Basic comparative essays

14 Jun

My students have done a lot of work this term on incorporating quotes and techniques into paragraphs.  In order to focus on those skills, essay writing was put on the back-burner.  Now, as the unit draws to a close, it is time to write a comparative essay.

In order to assist my students I create a simple comparative essay handout tailored to the demands of the current unit.  To cater to the range of abilities in my class I have incorporated examples with significant difference in language difficulty.  I have used different colours to flag these difficulties, thus aiding my visual learners.  As students have previously responded well to scaffolds and tables I have tried to incorporate that element as well.

‘Monsters’

13 Jun

My Year 11 students are studying a unit which requires them to make connections between their set texts and other texts of their own choosing.  I have learnt, through experience, that many of my students do not respond well to written texts.  I have also noticed that my kids are better able to imagine things when they hear them.  For example, when studying ‘The Yellow Wallpaper’ they asked me to read sections of the text to them.  When they could hear how the words sounded they were better able to articulate the effect of the author’s language choices.

With all this in mind, I showed my students Poetri’s spoken word performance entitled ‘Monsters‘.   My students responded really positively.  One even told me that it was a ‘sick’ text (apparently ‘sick’ is a good thing these days).

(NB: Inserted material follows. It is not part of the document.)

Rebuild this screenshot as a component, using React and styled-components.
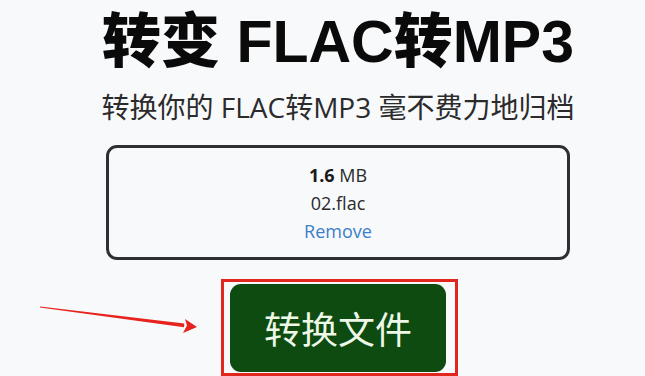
import { styled, createGlobalStyle } from "styled-components";

const GlobalStyle = createGlobalStyle`
  html, body {
    margin: 0;
    padding: 0;
    background: #f8f9fb;
  }
  body {
    font-family: "Open Sans", "Noto Sans CJK SC", sans-serif;
    color: #212529;
  }
`;

const Page = styled.main`
  position: relative;
  width: 645px;
  height: 376px;
  overflow: hidden;
  box-sizing: border-box;
  padding: 6px 0 0 31px;
  display: flex;
  flex-direction: column;
  align-items: center;
`;

const Title = styled.h1`
  margin: 0;
  font-family: "Liberation Sans", "Noto Sans CJK SC", sans-serif;
  font-weight: 900;
  font-size: 59px;
  line-height: 72px;
  color: #0a0a0a;
  white-space: nowrap;
`;

const Subtitle = styled.p`
  margin: 10px 0 0;
  font-size: 28px;
  line-height: 38px;
  font-weight: 400;
  color: #2b2b2b;
  white-space: nowrap;
`;

const FileCard = styled.section`
  margin-top: 19px;
  width: 464px;
  box-sizing: border-box;
  border: 3px solid #2f2f2f;
  border-radius: 11px;
  padding: 13px 0 12px;
  text-align: center;
  font-size: 18px;
  line-height: 28px;
  color: #2a2a2a;
`;

const Line = styled.div`
  b {
    font-weight: 700;
    color: #1a1a1a;
  }
`;

const RemoveLink = styled.a`
  color: #3a7fc8;
  text-decoration: none;
  cursor: pointer;
`;

const Highlight = styled.div`
  margin-top: 19px;
  margin-left: 3px;
  border: 3px solid #e1261f;
  padding: 2px 9px 1px 6px;
  display: flex;
`;

const ConvertButton = styled.button`
  width: 216px;
  height: 88px;
  border: none;
  border-radius: 11px;
  background: #0e4b10;
  color: #eef8e8;
  font-family: "Noto Sans CJK SC", sans-serif;
  font-size: 37px;
  font-weight: 400;
  cursor: pointer;
`;

const Arrow = styled.svg`
  position: absolute;
  left: 0;
  top: 300px;
`;

export default function App() {
  return (
    <>
      <GlobalStyle />
      <Page>
        <Title>转变 FLAC转MP3</Title>
        <Subtitle>转换你的 FLAC转MP3 毫不费力地归档</Subtitle>
        <FileCard>
          <Line>
            <b>1.6</b> MB
          </Line>
          <Line>02.flac</Line>
          <Line>
            <RemoveLink>Remove</RemoveLink>
          </Line>
        </FileCard>
        <Highlight>
          <ConvertButton>转换文件</ConvertButton>
        </Highlight>
        <Arrow width="210" height="40" viewBox="0 0 210 40">
          <polygon points="40,6.6 40,7.4 184,27.3 184.3,23.4" fill="#e6231c" />
          <polygon points="197,27 185,19 187,25.5 183,33" fill="#e6231c" />
        </Arrow>
      </Page>
    </>
  );
}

I allowed my students to listen to it once to appreciate the message.  Then, I gave them a minute or two to jot down anything they remembered.  I then asked them to listen again, this time focusing on a particular section with a view to them selecting quotes that ‘spoke’ to them.  We followed this up with whole class analysis and discussion of the quotes sourced by students.

The next lesson was used to create a comparative table that noted the connections between our two set texts (‘The Fall of the House of Usher’ and ‘The Yellow Wallpaper’) and ‘Monsters’.  I was so impressed with the ideas that my students came up with!  Not only did they come up with great categories for comparison, but they articulated really perceptive points of connection between the texts.

Powerful images

18 Mar

My year 11 students are about to commence Module A: Distinctively Visual.

By way of introduction, I am going to show students a series of provocative UNICEF ads:

The plan is to use these to start a conversation about the power of an image.